Peter Meyer (18 February 1940 – 11 February 2026) was a German professional footballer who played as a striker. He spent eight seasons in the Bundesliga with Fortuna Düsseldorf and Borussia Mönchengladbach. He also represented Germany once, in a UEFA Euro 1968 qualifier against Albania.

==Career==
===Fortuna Düsseldorf===
Meyer started his career at Wersten 04 and TuRU Düsseldorf before joining Fortuna Düsseldorf in 1960. He played in the 1961–62 DFB-Pokal final with the club, losing 2–1 to 1. FC Nürnberg. In 1966, he helped Fortuna reach the Bundesliga for the first time, scoring twice in a 5–1 victory against Kickers Offenbach in the Aufstiegsrunde, securing the club's promotion on goal average. He appeared 25 times and scored eight goals during the following season in the Bundesliga, but could not prevent Fortuna from being relegated at the end of the campaign. Meyer was not offered a new contract following Fortuna's relegation, and was free to look for a new club. With a total of 119 goals in 174 league games between 1960 and 1967, he was the club's record goalscorer at the time of his death in 2026.
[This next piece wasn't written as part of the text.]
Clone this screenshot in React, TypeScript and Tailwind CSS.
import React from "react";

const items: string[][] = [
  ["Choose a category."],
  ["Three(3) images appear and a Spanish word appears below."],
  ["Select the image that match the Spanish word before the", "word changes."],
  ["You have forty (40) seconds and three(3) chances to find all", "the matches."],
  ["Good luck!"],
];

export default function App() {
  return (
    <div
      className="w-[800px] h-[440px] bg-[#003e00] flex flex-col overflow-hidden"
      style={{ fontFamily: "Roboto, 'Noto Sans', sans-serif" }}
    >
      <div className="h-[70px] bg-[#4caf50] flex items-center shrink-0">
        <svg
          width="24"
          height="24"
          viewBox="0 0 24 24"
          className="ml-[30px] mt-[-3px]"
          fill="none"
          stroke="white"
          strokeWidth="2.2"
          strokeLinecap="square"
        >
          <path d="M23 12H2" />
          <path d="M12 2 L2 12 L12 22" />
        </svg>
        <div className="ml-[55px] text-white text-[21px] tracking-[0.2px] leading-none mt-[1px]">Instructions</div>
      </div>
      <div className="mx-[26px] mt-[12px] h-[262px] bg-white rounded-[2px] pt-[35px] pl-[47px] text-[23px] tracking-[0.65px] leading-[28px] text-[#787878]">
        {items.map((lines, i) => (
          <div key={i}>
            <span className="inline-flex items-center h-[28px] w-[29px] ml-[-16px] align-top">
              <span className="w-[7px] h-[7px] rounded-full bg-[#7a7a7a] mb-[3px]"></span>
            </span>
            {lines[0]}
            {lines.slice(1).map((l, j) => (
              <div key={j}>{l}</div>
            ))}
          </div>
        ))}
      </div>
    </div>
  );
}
===Borussia Mönchengladbach===
After initially agreeing terms with MSV Duisburg, Meyer opted to sign for Borussia Mönchengladbach after being persuaded to join the club by Günter Netzer, who showed up at the car workshop that Meyer worked at. He debuted on 19 August 1967 against Schalke 04, scoring a hat trick in a 4–3 away win, and went on to score 19 goals for the club in the first half of the 1967–68 Bundesliga season. He was subsequently selected by Helmut Schön to play for West Germany in their decisive Euro 1968 qualification match against Albania in Tirana. West Germany failed to qualify after drawing the match 0–0, and the game became known as the "Disgrace of Tirana".
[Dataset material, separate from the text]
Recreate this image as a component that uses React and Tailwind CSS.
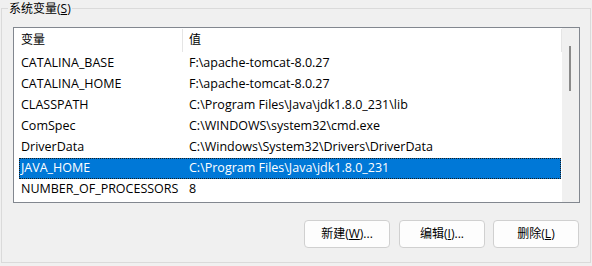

===Injury and retirement===
In January 1968, during a training match played in Duisburg, Meyer broke his tibia and fibula following a collision with his own goalkeeper Volker Danner. Meyer never fully recovered from the injury, and required a second operation after returning to training too soon after the incident. He made a brief comeback in August 1969, starting in a league match against Bayern Munich, but was substituted at half-time, and never made another appearance in the Bundesliga. He left the club at the end of the 1969–70 season and dropped into amateur football in his home city of Düsseldorf, joining VfL Benrath in the Verbandsliga Niederrhein, followed by Düsseldorfer SC Viktoria 02 before deciding to retire.

==Death==
Meyer died in February 2026, at the age of 85.

==Honours==
- Bundesliga champion: 1969–70

==Bibliography==
- Bitter, Jürgen: Deutschlands Fußball-Nationalspieler: das Lexikon. SVB Sportverlag, Berlin 1997, ISBN 3-328-00749-0, pp. 314 f.
- Homann, Ulrich (Hrsg.): Höllenglut an Himmelfahrt. Die Geschichte der Aufstiegsrunden zur Fußballbundesliga 1963–1974. Klartext, Essen 1990, ISBN 3-88474-346-5.
- Karn, Christian; Reinhard Rehberg: Enzyklopädie des deutschen Ligafußballs. Band 9: Spielerlexikon 1963–1994. Bundesliga, Regionalliga, 2. Liga. AGON Sportverlag, Kassel 2012, ISBN 978-3-89784-214-4, p. 338.
- Landefeld, Harald; Achim Nöllenheidt (Hrsg.): Helmut, erzähl mich dat Tor... Neue Geschichten und Porträts aus der Oberliga West 1947–1963. Klartext, Essen 1993, ISBN 3-88474-043-1.
- Weinrich, Matthias: Enzyklopädie des deutschen Ligafußballs. Band 3: 35 Jahre Bundesliga. Teil 1. Die Gründerjahre 1963–1975. Geschichten, Bilder, Aufstellungen, Tabellen. AGON Sportverlag, Kassel 1998, ISBN 3-89784-132-0.